Como era esperado, o relator do processo de analisa a denúncia criminal contra Michel Temer, deputado Sérgio Zveiter, aceitou conceder autorização para o Supremo Tribunal Federal julgar o presidente da República. É uma decisão inédita, que dará a Temer mais um registro negativo pelo qual passará à história: acusado de corrupção passiva.
O voto de Zveiter considera a denúncia do procurador geral da República, Rodrigo Janot, consistente, ao contrário do que alegava a defesa. “Os fatos descritos são muito graves”, disse ele. Zveiter também destacou características do homem honesto e demonstrou que não as encontrou no caso da relação de Temer com o empresário Joesley Batista.
O encontro entre os dois, que Joesley gravou, foi sigiloso, sem identificação na portaria, na garagem do Palácio do Jaburu, para tratar de assunto de interesse público como se fosse uma questão de interesse privado.
Zveiter, no entanto, disse que a aceitação da denúncia não significa considerar Temer culpado. É a oportunidade que o Poder Judiciário terá de processá-lo e, dependendo do resultado do processo, condená-lo ou absolvê-lo.
Na dúvida, salientou Zveiter, no caso da denúncia deve prevalecer o interesse da sociedade. “In dúbio pro societate (na dúvida, em prol da sociedade)”, disse. O processo interessa à sociedade.
Diferente do que ocorre ao final do julgamento, em que a dúvida deve favorecer o acusado. A Lava Jato, na jurisdição de Moro, subverteu esse princípio, mas nos países civilizados é esse princípio que rege o julgamento justo.
O parece de Zveiter não significa, entretanto, que a Comissão de Constituição e Justiça da Câmara dos Deputados autorizará o processo contra Temer.
A tendência é que Temer consiga os votos necessários para barrar a aprovação. Isso na CCJ, não no plenário. É que, em cima da hora, os líderes partidários alinhados a ele trocaram os titulares da CCJ.
Óbvio que não fizeram isso para contrariar Michel Temer, que passou os últimos dias em reunião com dirigentes partidários e pressionou ministros para que fizessem corpo a corpo com as lideranças na Câmara dos Deputados.
Um dos deputados substituídos, delegado Waldir, de Goiás, saiu atirando:
“Dois anos e meio nessa comissão como titular e aí eu tomo consciência pela imprensa que eu não presto. Eu não vendo meu voto, não troco por cargos, por emendas. Lixo, lixo de governo”, gritou. “A minha vaga foi vendida ao governo”, acrescentou. “Governo corrupto, vai cair”, disse ainda.

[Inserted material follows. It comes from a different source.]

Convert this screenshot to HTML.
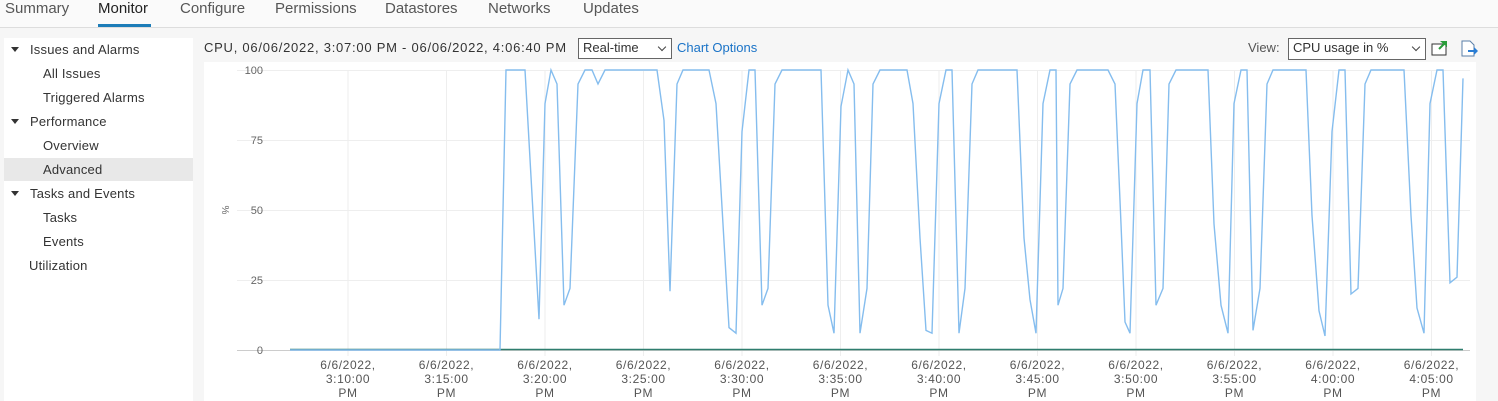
<!DOCTYPE html>
<html><head><meta charset="utf-8"><style>
body{margin:0;width:1498px;height:401px;background:#f6f6f6;font-family:"Liberation Sans",sans-serif;overflow:hidden;position:relative;color:#333}
.tabs{position:absolute;left:0;top:0;width:1498px;height:27px;border-bottom:1px solid #ddd;background:#fafafa}
.tab{position:absolute;top:0;font-size:15px;color:#565656}
.side{position:absolute;left:4px;top:38px;width:189px;height:363px;background:#fff}
.it{position:absolute;font-size:13px;color:#333;letter-spacing:0.2px}
.sel{position:absolute;left:4px;top:158px;width:189px;height:23px;background:#e8e8e8}
.tri{position:absolute;width:0;height:0;border-left:4px solid transparent;border-right:4px solid transparent;border-top:5px solid #333}
.sb{position:absolute;border:1px solid #666;background:#fff;font-size:13px;padding:1px 4px;box-sizing:border-box}
.chev{position:absolute;right:6px;top:5px;width:5px;height:5px;border-right:1.6px solid #444;border-bottom:1.6px solid #444;transform:rotate(45deg)}
</style></head><body>
<div class="tabs">
<span class="tab" style="left:5px">Summary</span>
<span class="tab" style="left:98px;color:#222">Monitor</span>
<div style="position:absolute;left:98px;top:24px;width:53px;height:3px;background:#1d7db8"></div>
<span class="tab" style="left:180px">Configure</span>
<span class="tab" style="left:275px">Permissions</span>
<span class="tab" style="left:385px">Datastores</span>
<span class="tab" style="left:488px">Networks</span>
<span class="tab" style="left:583px">Updates</span>
</div>
<div class="side"></div>
<div class="sel"></div>
<div class="tri" style="left:11px;top:47px"></div><span class="it" style="left:30px;top:42px">Issues and Alarms</span>
<span class="it" style="left:43px;top:66px">All Issues</span>
<span class="it" style="left:43px;top:90px">Triggered Alarms</span>
<div class="tri" style="left:11px;top:119px"></div><span class="it" style="left:30px;top:114px">Performance</span>
<span class="it" style="left:43px;top:138px">Overview</span>
<span class="it" style="left:43px;top:162px">Advanced</span>
<div class="tri" style="left:11px;top:191px"></div><span class="it" style="left:30px;top:186px">Tasks and Events</span>
<span class="it" style="left:43px;top:210px">Tasks</span>
<span class="it" style="left:43px;top:234px">Events</span>
<span class="it" style="left:29px;top:258px">Utilization</span>

<span style="position:absolute;left:204px;top:40px;font-size:13px;color:#333;letter-spacing:0.75px;white-space:nowrap">CPU, 06/06/2022, 3:07:00 PM - 06/06/2022, 4:06:40 PM</span>
<div class="sb" style="left:578px;top:38px;width:94px;height:21px">Real-time<span class="chev"></span></div>
<span style="position:absolute;left:677px;top:40px;font-size:13px;color:#1a73c7">Chart Options</span>
<span style="position:absolute;left:1248px;top:40px;font-size:13px;color:#555">View:</span>
<div class="sb" style="left:1288px;top:38px;width:138px;height:22px">CPU usage in %<span class="chev"></span></div>
<svg style="position:absolute;left:1431px;top:40px" width="18" height="16"><rect x="1" y="4" width="14" height="11" fill="#fff" stroke="#333"/><path d="M9 1h7v6z" fill="#2a9d3a"/><path d="M8 9l6-6" stroke="#2a9d3a" stroke-width="2"/></svg>
<svg style="position:absolute;left:1461px;top:40px" width="18" height="17"><path d="M1 1h8l4 4v11H1z" fill="#fff" stroke="#5a7fa8"/><path d="M7 10h6V7l4 4-4 4v-3H7z" fill="#2a7dd4"/></svg>

<div style="position:absolute;left:204px;top:62px;width:1272px;height:339px;background:#fff"></div>
<svg style="position:absolute;left:0;top:0" width="1498" height="401" id="ch">
<g stroke="#eee" stroke-width="1">
<line x1="237" x2="1470" y1="70.5" y2="70.5"/><line x1="237" x2="1470" y1="140.5" y2="140.5"/><line x1="237" x2="1470" y1="210.5" y2="210.5"/><line x1="237" x2="1470" y1="280.5" y2="280.5"/>
</g>
<g id="vg" stroke="#eee"></g>
<line x1="237" x2="1470" y1="350.5" y2="350.5" stroke="#ccc"/>
<line x1="290" x2="1463" y1="349.5" y2="349.5" stroke="#2e7d6e" stroke-width="1.5"/>
<g font-size="11" fill="#666" text-anchor="end" font-family="Liberation Sans"><text x="263" y="74">100</text><text x="263" y="144">75</text><text x="263" y="214">50</text><text x="263" y="284">25</text><text x="263" y="354">0</text>
<text transform="translate(222,210) rotate(90)" text-anchor="middle" font-size="10">%</text></g>
<polyline id="pl" fill="none" stroke="#85bdee" stroke-width="1.4"/>
<g id="lb" font-size="12" fill="#555" text-anchor="middle" font-family="Liberation Sans" letter-spacing="0.6"></g>
</svg>
<script>
var d=[290,0,500,0,506,100,525,100,539,11,545,88,551,100,557,95,564,16,570,22,578,95,585,100,592,100,598,95,605,100,657,100,664,82,670,21,677,95,683,100,709,100,716,88,729,8,736,6,742,78,749,100,755,100,762,16,768,22,775,95,782,100,821,100,828,16,834,6,841,87,848,100,854,95,860,6,867,22,873,95,880,100,907,100,913,88,920,40,926,7,932,6,939,88,946,100,952,100,959,6,965,22,972,95,978,100,1017,100,1024,40,1030,18,1036,6,1043,88,1050,100,1056,100,1058,16,1063,22,1070,95,1077,100,1108,100,1115,95,1121,45,1125,10,1130,6,1137,88,1143,100,1150,100,1156,16,1163,22,1169,95,1176,100,1208,100,1214,45,1221,16,1228,6,1234,88,1241,100,1247,100,1253,7,1260,22,1267,95,1273,100,1306,100,1312,48,1319,14,1325,5,1332,78,1339,100,1345,100,1351,20,1358,22,1365,95,1371,100,1404,100,1411,48,1417,15,1424,6,1430,88,1437,100,1443,100,1450,24,1457,26,1463,97];
var p=[];for(var i=0;i<d.length;i+=2)p.push(d[i]+","+(350-d[i+1]*2.8).toFixed(1));
document.getElementById('pl').setAttribute('points',p.join(' '));
var vg='',lb='',t=['3:10:00','3:15:00','3:20:00','3:25:00','3:30:00','3:35:00','3:40:00','3:45:00','3:50:00','3:55:00','4:00:00','4:05:00'];
for(var k=0;k<12;k++){var x=348+k*98.5;vg+='<line x1="'+x+'" x2="'+x+'" y1="70" y2="356"/>';
lb+='<text x="'+x+'" y="369">6/6/2022,</text><text x="'+x+'" y="383">'+t[k]+'</text><text x="'+x+'" y="397">PM</text>';}
document.getElementById('vg').innerHTML=vg;document.getElementById('lb').innerHTML=lb;
</script>
</body></html>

Delegado Waldir é um dos parlamentares que deram o voto mais enfático pelo impeachment de Dilma e, portanto, ajudaram a colocar no Michel Temer no Palácio do Planalto. Agora, ao que parece, seu compromisso é outro.
Não é a primeira vez que Temer age para escolher quem vai julgá-lo. No caso da denúncia do TSE, o processo não foi a julgamento até que ele indicasse dois ministros e garantisse a rejeição da denúncia.

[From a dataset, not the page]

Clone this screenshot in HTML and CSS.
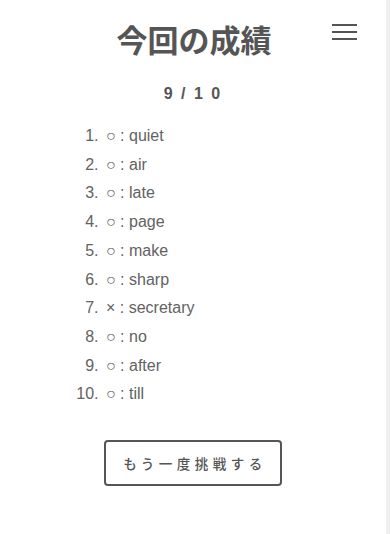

Recentemente, a Associação dos Procuradores da República lhe entregou a lista com os três procuradores mais votados pela categoria como indicação para ocupar a vaga do procurador Rodrigo Janot, cujo mandato termina em setembro.

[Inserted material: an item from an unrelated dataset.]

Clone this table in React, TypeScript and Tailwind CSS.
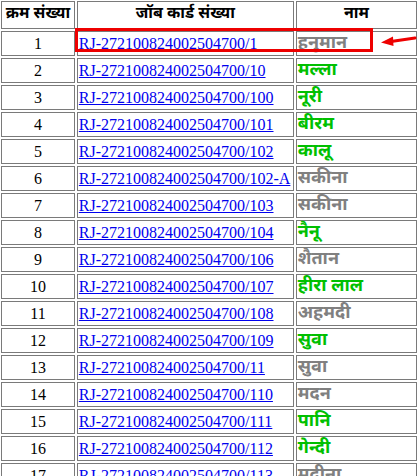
import React from "react";

const rows: [string, string, "g" | "n"][] = [
  ["1", "RJ-272100824002504700/1", "हनुमान", "g"],
  ["2", "RJ-272100824002504700/10", "मल्ला", "n"],
  ["3", "RJ-272100824002504700/100", "नूरी", "n"],
  ["4", "RJ-272100824002504700/101", "बीरम", "n"],
  ["5", "RJ-272100824002504700/102", "कालू", "n"],
  ["6", "RJ-272100824002504700/102-A", "सकीना", "g"],
  ["7", "RJ-272100824002504700/103", "सकीना", "g"],
  ["8", "RJ-272100824002504700/104", "नैनू", "n"],
  ["9", "RJ-272100824002504700/106", "शैतान", "g"],
  ["10", "RJ-272100824002504700/107", "हीरा लाल", "n"],
  ["11", "RJ-272100824002504700/108", "अहमदी", "g"],
  ["12", "RJ-272100824002504700/109", "सुवा", "n"],
  ["13", "RJ-272100824002504700/11", "सुवा", "g"],
  ["14", "RJ-272100824002504700/110", "मदन", "g"],
  ["15", "RJ-272100824002504700/111", "पानि", "n"],
  ["16", "RJ-272100824002504700/112", "गेन्दी", "n"],
  ["17", "RJ-272100824002504700/113", "मदीना", "g"],
] as any;

const deva = "font-['Noto_Sans_Devanagari','Lohit_Devanagari','Noto_Sans',sans-serif]";

export default function App() {
  return (
    <div className="relative w-[419px] h-[476px] overflow-hidden bg-white font-['Liberation_Serif',serif] text-[16px] text-black">
      <table className="-ml-px -mt-px border-separate border-spacing-[2px] table-fixed">
        <thead>
          <tr className="h-[25px]">
            <th className={`w-[75px] border border-[#7a7a7a] p-px text-[16px] font-bold ${deva}`}>क्रम संख्या</th>
            <th className={`w-[217px] border border-[#7a7a7a] p-px text-[16px] font-bold ${deva}`}>जॉब कार्ड संख्या</th>
            <th className={`w-[123px] border border-[#7a7a7a] p-px text-[16px] font-bold ${deva}`}>नाम</th>
          </tr>
        </thead>
        <tbody>
          {rows.map((r: any) => (
            <tr key={r[0]} className="h-[25px]">
              <td className="border border-[#7a7a7a] p-px text-center leading-[21px]">{r[0]}</td>
              <td className="border border-[#7a7a7a] p-px leading-[21px] whitespace-nowrap">
                <a href="#" className="text-[#0000ee] underline">{r[1]}</a>
              </td>
              <td className={`border border-[#7a7a7a] p-px leading-[21px] text-[18px] font-bold whitespace-nowrap ${deva} ${r[3] === "g" ? "text-[#808080]" : "text-[#00c000]"}`}>
                {r[2]}
              </td>
            </tr>
          ))}
        </tbody>
      </table>
      <div className="absolute left-[75px] top-[28px] w-[298px] h-[24px] border-[3px] border-[#ee0000]" />
      <svg className="absolute left-[379px] top-[33px]" width="40" height="16" viewBox="0 0 40 16">
        <path d="M36 5 L12 8.5" stroke="#ee0000" strokeWidth="3" strokeLinecap="round" />
        <path d="M2 9.5 L14 3.5 L14.5 13 Z" fill="#ee0000" />
      </svg>
    </div>
  );
}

Lula e Dilma sempre escolheram o primeiro da lista. Temer escolheu o segundo nome: Raquel Dodge. É ela quem terá a missão de acusar o presidente da República a partir de setembro. Sabe que foi uma escolha fora do padrão dos últimos 14 anos. Raquel Dodge foi uma escolha pessoal de Temer.
Agora os deputados começam a se manifestar na CCJ. Além dos titulares, outros quarenta parlamentares podem usar o microfone. Os deputados que fazem parte da comissão podem pedir vista e adiar o julgamento do parecer.
A sessão deve durar pelo menos mais vinte horas. De qualquer forma, o parecer deve seguir para o plenário, aprovado ou não, e ali, como ocorreu nos processos de impeachment, cada um deve dar seu voto, aberto.
Para Temer, bastam 172 votos, abstenção ou ausência para rejeitar a denúncia. Aceita a denúncia, Temer se licencia do cargo por até 180 dias. Depois disso, se for absolvido, volta ao cargo. Condenado, começa a cumprir pena.
O que definirá o destino de Michel Temer é a pressão popular.
É fato que já existe articulação de bastidores para dar a Rodrigo Maia o lugar de Temer – Zveiter é ligado à Globo. Mas, num caso como esse, em que o voto é um precioso ativo negociado em balcão, o povo na rua e manifestações em geral costumam ser decisivos.